Images are not part of the copy; transcribe all the data exactly.
--------------------------------
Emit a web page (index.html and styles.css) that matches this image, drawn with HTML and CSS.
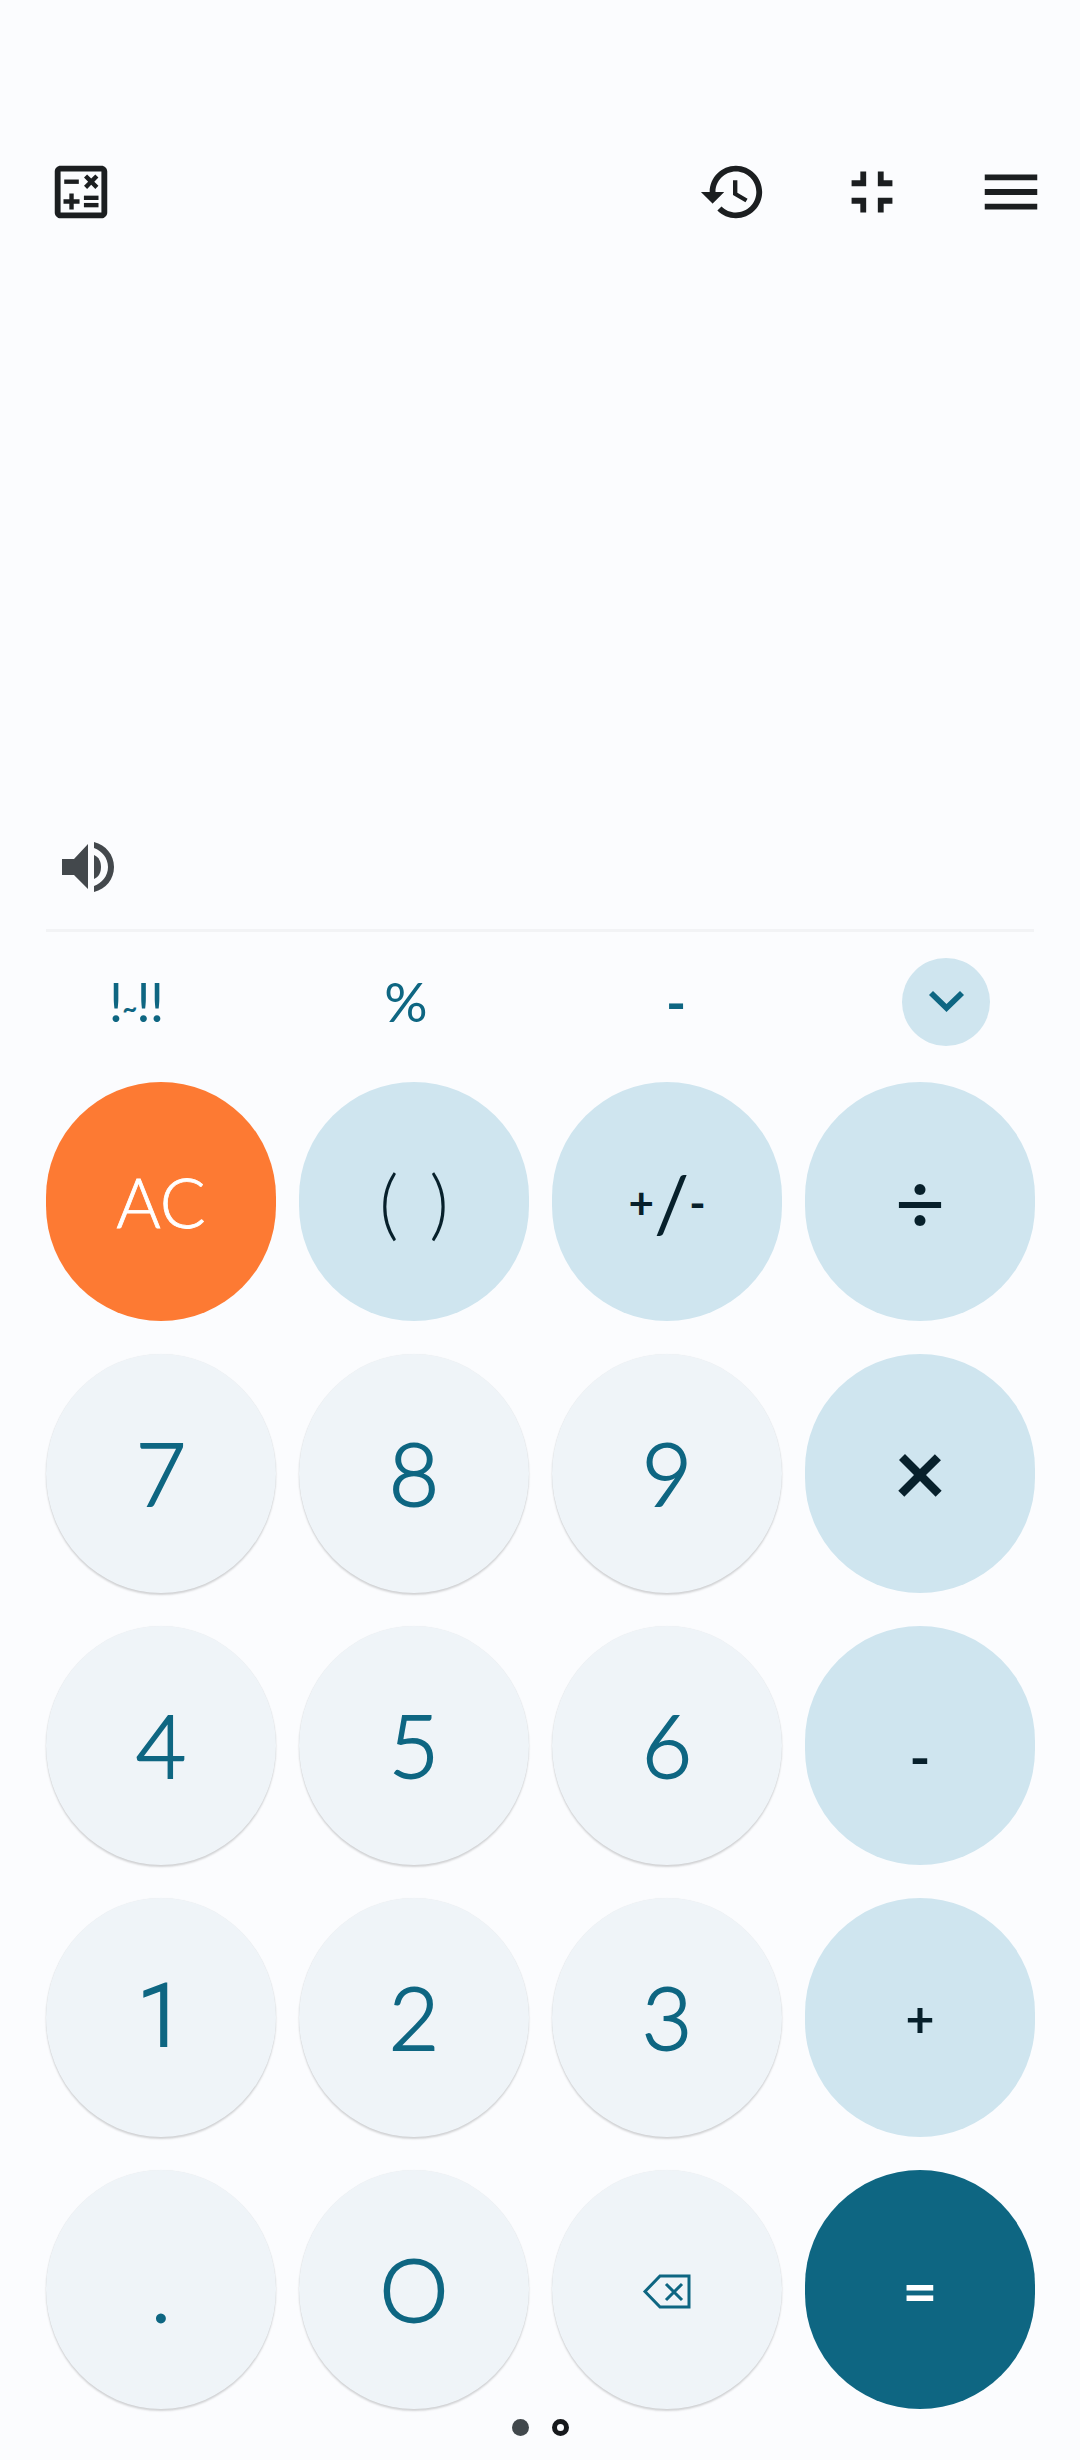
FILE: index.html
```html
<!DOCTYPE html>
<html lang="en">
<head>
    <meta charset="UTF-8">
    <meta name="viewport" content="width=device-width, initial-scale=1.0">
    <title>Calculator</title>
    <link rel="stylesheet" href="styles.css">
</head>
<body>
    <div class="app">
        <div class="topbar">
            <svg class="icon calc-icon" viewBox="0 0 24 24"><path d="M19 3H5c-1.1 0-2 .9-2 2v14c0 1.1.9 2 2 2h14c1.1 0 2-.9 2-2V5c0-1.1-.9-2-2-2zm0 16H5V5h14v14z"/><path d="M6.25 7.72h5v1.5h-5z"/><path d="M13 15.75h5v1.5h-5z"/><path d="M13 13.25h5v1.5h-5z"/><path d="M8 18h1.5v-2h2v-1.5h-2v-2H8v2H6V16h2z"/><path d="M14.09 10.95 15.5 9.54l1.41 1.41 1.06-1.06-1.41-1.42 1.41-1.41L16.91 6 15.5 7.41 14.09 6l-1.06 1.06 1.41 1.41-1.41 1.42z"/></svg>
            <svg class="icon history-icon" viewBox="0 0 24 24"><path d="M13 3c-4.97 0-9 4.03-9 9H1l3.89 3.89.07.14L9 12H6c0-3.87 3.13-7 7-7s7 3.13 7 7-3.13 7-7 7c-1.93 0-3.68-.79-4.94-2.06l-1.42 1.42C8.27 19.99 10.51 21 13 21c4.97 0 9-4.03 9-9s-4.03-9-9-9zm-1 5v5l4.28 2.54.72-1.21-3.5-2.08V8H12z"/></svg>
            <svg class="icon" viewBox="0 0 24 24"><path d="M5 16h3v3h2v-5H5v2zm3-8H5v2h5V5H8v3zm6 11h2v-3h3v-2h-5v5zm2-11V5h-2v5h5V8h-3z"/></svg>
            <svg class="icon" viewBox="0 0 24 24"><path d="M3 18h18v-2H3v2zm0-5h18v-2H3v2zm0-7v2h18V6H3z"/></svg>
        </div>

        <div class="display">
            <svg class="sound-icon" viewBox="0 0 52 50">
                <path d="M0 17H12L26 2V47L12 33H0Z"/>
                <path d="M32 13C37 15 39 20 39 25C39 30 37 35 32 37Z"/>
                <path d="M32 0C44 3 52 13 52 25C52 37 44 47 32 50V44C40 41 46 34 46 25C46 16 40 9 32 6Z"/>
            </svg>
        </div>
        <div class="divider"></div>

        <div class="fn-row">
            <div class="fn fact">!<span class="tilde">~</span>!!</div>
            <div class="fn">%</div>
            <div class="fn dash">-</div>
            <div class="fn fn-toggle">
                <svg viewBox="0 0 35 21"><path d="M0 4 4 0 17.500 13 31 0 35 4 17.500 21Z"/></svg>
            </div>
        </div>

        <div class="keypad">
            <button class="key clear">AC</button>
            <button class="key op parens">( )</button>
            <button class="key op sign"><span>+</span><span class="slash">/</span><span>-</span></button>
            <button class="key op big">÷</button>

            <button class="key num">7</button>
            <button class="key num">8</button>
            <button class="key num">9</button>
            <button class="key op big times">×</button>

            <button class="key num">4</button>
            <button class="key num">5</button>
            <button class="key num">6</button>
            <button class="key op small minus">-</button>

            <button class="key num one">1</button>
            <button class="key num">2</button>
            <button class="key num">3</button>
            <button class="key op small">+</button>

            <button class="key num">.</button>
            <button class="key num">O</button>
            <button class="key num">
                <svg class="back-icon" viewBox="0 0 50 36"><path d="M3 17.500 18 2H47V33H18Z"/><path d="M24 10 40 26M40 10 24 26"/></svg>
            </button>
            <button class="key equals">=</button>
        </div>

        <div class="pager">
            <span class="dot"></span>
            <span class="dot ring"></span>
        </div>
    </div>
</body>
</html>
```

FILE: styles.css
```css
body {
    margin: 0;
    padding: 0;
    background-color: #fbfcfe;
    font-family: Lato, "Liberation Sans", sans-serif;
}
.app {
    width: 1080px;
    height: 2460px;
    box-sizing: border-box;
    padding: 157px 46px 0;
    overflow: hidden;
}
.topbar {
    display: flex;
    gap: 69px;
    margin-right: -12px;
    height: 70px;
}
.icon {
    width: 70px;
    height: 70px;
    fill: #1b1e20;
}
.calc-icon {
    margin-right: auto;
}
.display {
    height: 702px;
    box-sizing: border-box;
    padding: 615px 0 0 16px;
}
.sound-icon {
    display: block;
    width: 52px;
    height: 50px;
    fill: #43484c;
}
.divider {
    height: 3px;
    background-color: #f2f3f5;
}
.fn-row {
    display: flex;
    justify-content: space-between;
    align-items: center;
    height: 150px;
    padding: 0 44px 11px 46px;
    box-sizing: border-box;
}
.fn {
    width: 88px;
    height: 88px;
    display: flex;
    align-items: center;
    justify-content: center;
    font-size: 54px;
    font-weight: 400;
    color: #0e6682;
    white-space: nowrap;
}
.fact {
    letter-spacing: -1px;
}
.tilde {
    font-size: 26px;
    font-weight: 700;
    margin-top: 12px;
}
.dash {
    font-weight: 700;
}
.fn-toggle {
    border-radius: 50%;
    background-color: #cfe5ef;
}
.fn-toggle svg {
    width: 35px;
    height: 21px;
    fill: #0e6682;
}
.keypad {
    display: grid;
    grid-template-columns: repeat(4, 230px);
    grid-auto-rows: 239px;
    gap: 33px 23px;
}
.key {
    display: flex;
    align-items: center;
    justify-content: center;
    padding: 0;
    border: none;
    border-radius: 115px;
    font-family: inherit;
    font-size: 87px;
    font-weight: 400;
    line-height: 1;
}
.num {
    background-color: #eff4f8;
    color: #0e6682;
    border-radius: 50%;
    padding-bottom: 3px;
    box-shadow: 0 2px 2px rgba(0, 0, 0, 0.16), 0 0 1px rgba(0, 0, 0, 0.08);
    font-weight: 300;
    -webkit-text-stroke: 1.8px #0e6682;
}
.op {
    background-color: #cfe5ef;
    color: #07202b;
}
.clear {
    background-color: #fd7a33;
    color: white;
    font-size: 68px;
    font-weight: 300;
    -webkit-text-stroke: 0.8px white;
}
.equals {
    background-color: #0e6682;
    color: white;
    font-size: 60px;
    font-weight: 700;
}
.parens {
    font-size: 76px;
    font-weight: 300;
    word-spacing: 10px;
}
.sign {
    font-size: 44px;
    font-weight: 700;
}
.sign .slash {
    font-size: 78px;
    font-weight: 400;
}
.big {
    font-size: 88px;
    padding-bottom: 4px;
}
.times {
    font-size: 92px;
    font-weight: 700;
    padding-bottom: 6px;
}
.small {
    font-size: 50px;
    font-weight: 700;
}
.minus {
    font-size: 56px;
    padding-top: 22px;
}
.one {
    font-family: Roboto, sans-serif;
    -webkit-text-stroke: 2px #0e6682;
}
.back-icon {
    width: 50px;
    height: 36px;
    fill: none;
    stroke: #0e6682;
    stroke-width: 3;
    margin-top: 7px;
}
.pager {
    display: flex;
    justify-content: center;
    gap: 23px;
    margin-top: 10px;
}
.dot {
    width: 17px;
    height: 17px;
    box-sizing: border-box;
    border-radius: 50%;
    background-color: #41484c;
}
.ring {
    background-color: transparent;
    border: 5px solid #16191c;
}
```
--------------------------------
:: THE REPLY ::
Emit a web page (index.html and styles.css) that matches this image, drawn with HTML and CSS.
FILE: index.html
```html
<!DOCTYPE html>
<html lang="en">
<head>
    <meta charset="UTF-8">
    <meta name="viewport" content="width=device-width, initial-scale=1.0">
    <title>Calculator</title>
    <link rel="stylesheet" href="styles.css">
</head>
<body>
    <div class="app">
        <div class="topbar">
            <svg class="icon calc-icon" viewBox="0 0 24 24"><path d="M19 3H5c-1.1 0-2 .9-2 2v14c0 1.1.9 2 2 2h14c1.1 0 2-.9 2-2V5c0-1.1-.9-2-2-2zm0 16H5V5h14v14z"/><path d="M6.25 7.72h5v1.5h-5z"/><path d="M13 15.75h5v1.5h-5z"/><path d="M13 13.25h5v1.5h-5z"/><path d="M8 18h1.5v-2h2v-1.5h-2v-2H8v2H6V16h2z"/><path d="M14.09 10.95 15.5 9.54l1.41 1.41 1.06-1.06-1.41-1.42 1.41-1.41L16.91 6 15.5 7.41 14.09 6l-1.06 1.06 1.41 1.41-1.41 1.42z"/></svg>
            <svg class="icon history-icon" viewBox="0 0 24 24"><path d="M13 3c-4.97 0-9 4.03-9 9H1l3.89 3.89.07.14L9 12H6c0-3.87 3.13-7 7-7s7 3.13 7 7-3.13 7-7 7c-1.93 0-3.68-.79-4.94-2.06l-1.42 1.42C8.27 19.99 10.51 21 13 21c4.97 0 9-4.03 9-9s-4.03-9-9-9zm-1 5v5l4.28 2.54.72-1.21-3.5-2.08V8H12z"/></svg>
            <svg class="icon" viewBox="0 0 24 24"><path d="M5 16h3v3h2v-5H5v2zm3-8H5v2h5V5H8v3zm6 11h2v-3h3v-2h-5v5zm2-11V5h-2v5h5V8h-3z"/></svg>
            <svg class="icon" viewBox="0 0 24 24"><path d="M3 18h18v-2H3v2zm0-5h18v-2H3v2zm0-7v2h18V6H3z"/></svg>
        </div>

        <div class="display">
            <svg class="sound-icon" viewBox="0 0 52 50">
                <path d="M0 17H12L26 2V47L12 33H0Z"/>
                <path d="M32 13C37 15 39 20 39 25C39 30 37 35 32 37Z"/>
                <path d="M32 0C44 3 52 13 52 25C52 37 44 47 32 50V44C40 41 46 34 46 25C46 16 40 9 32 6Z"/>
            </svg>
        </div>
        <div class="divider"></div>

        <div class="fn-row">
            <div class="fn fact">!<span class="tilde">~</span>!!</div>
            <div class="fn">%</div>
            <div class="fn dash">-</div>
            <div class="fn fn-toggle">
                <svg viewBox="0 0 35 21"><path d="M0 4 4 0 17.500 13 31 0 35 4 17.500 21Z"/></svg>
            </div>
        </div>

        <div class="keypad">
            <button class="key clear">AC</button>
            <button class="key op parens">( )</button>
            <button class="key op sign"><span>+</span><span class="slash">/</span><span>-</span></button>
            <button class="key op big">÷</button>

            <button class="key num">7</button>
            <button class="key num">8</button>
            <button class="key num">9</button>
            <button class="key op big times">×</button>

            <button class="key num">4</button>
            <button class="key num">5</button>
            <button class="key num">6</button>
            <button class="key op small minus">-</button>

            <button class="key num one">1</button>
            <button class="key num">2</button>
            <button class="key num">3</button>
            <button class="key op small">+</button>

            <button class="key num">.</button>
            <button class="key num">O</button>
            <button class="key num">
                <svg class="back-icon" viewBox="0 0 50 36"><path d="M3 17.500 18 2H47V33H18Z"/><path d="M24 10 40 26M40 10 24 26"/></svg>
            </button>
            <button class="key equals">=</button>
        </div>

        <div class="pager">
            <span class="dot"></span>
            <span class="dot ring"></span>
        </div>
    </div>
</body>
</html>
```

FILE: styles.css
```css
body {
    margin: 0;
    padding: 0;
    background-color: #fbfcfe;
    font-family: Lato, "Liberation Sans", sans-serif;
}
.app {
    width: 1080px;
    height: 2460px;
    box-sizing: border-box;
    padding: 157px 46px 0;
    overflow: hidden;
}
.topbar {
    display: flex;
    gap: 69px;
    margin-right: -12px;
    height: 70px;
}
.icon {
    width: 70px;
    height: 70px;
    fill: #1b1e20;
}
.calc-icon {
    margin-right: auto;
}
.display {
    height: 702px;
    box-sizing: border-box;
    padding: 615px 0 0 16px;
}
.sound-icon {
    display: block;
    width: 52px;
    height: 50px;
    fill: #43484c;
}
.divider {
    height: 3px;
    background-color: #f2f3f5;
}
.fn-row {
    display: flex;
    justify-content: space-between;
    align-items: center;
    height: 150px;
    padding: 0 44px 11px 46px;
    box-sizing: border-box;
}
.fn {
    width: 88px;
    height: 88px;
    display: flex;
    align-items: center;
    justify-content: center;
    font-size: 54px;
    font-weight: 400;
    color: #0e6682;
    white-space: nowrap;
}
.fact {
    letter-spacing: -1px;
}
.tilde {
    font-size: 26px;
    font-weight: 700;
    margin-top: 12px;
}
.dash {
    font-weight: 700;
}
.fn-toggle {
    border-radius: 50%;
    background-color: #cfe5ef;
}
.fn-toggle svg {
    width: 35px;
    height: 21px;
    fill: #0e6682;
}
.keypad {
    display: grid;
    grid-template-columns: repeat(4, 230px);
    grid-auto-rows: 239px;
    gap: 33px 23px;
}
.key {
    display: flex;
    align-items: center;
    justify-content: center;
    padding: 0;
    border: none;
    border-radius: 115px;
    font-family: inherit;
    font-size: 87px;
    font-weight: 400;
    line-height: 1;
}
.num {
    background-color: #eff4f8;
    color: #0e6682;
    border-radius: 50%;
    padding-bottom: 3px;
    box-shadow: 0 2px 2px rgba(0, 0, 0, 0.16), 0 0 1px rgba(0, 0, 0, 0.08);
    font-weight: 300;
    -webkit-text-stroke: 1.8px #0e6682;
}
.op {
    background-color: #cfe5ef;
    color: #07202b;
}
.clear {
    background-color: #fd7a33;
    color: white;
    font-size: 68px;
    font-weight: 300;
    -webkit-text-stroke: 0.8px white;
}
.equals {
    background-color: #0e6682;
    color: white;
    font-size: 60px;
    font-weight: 700;
}
.parens {
    font-size: 76px;
    font-weight: 300;
    word-spacing: 10px;
}
.sign {
    font-size: 44px;
    font-weight: 700;
}
.sign .slash {
    font-size: 78px;
    font-weight: 400;
}
.big {
    font-size: 88px;
    padding-bottom: 4px;
}
.times {
    font-size: 92px;
    font-weight: 700;
    padding-bottom: 6px;
}
.small {
    font-size: 50px;
    font-weight: 700;
}
.minus {
    font-size: 56px;
    padding-top: 22px;
}
.one {
    font-family: Roboto, sans-serif;
    -webkit-text-stroke: 2px #0e6682;
}
.back-icon {
    width: 50px;
    height: 36px;
    fill: none;
    stroke: #0e6682;
    stroke-width: 3;
    margin-top: 7px;
}
.pager {
    display: flex;
    justify-content: center;
    gap: 23px;
    margin-top: 10px;
}
.dot {
    width: 17px;
    height: 17px;
    box-sizing: border-box;
    border-radius: 50%;
    background-color: #41484c;
}
.ring {
    background-color: transparent;
    border: 5px solid #16191c;
}
```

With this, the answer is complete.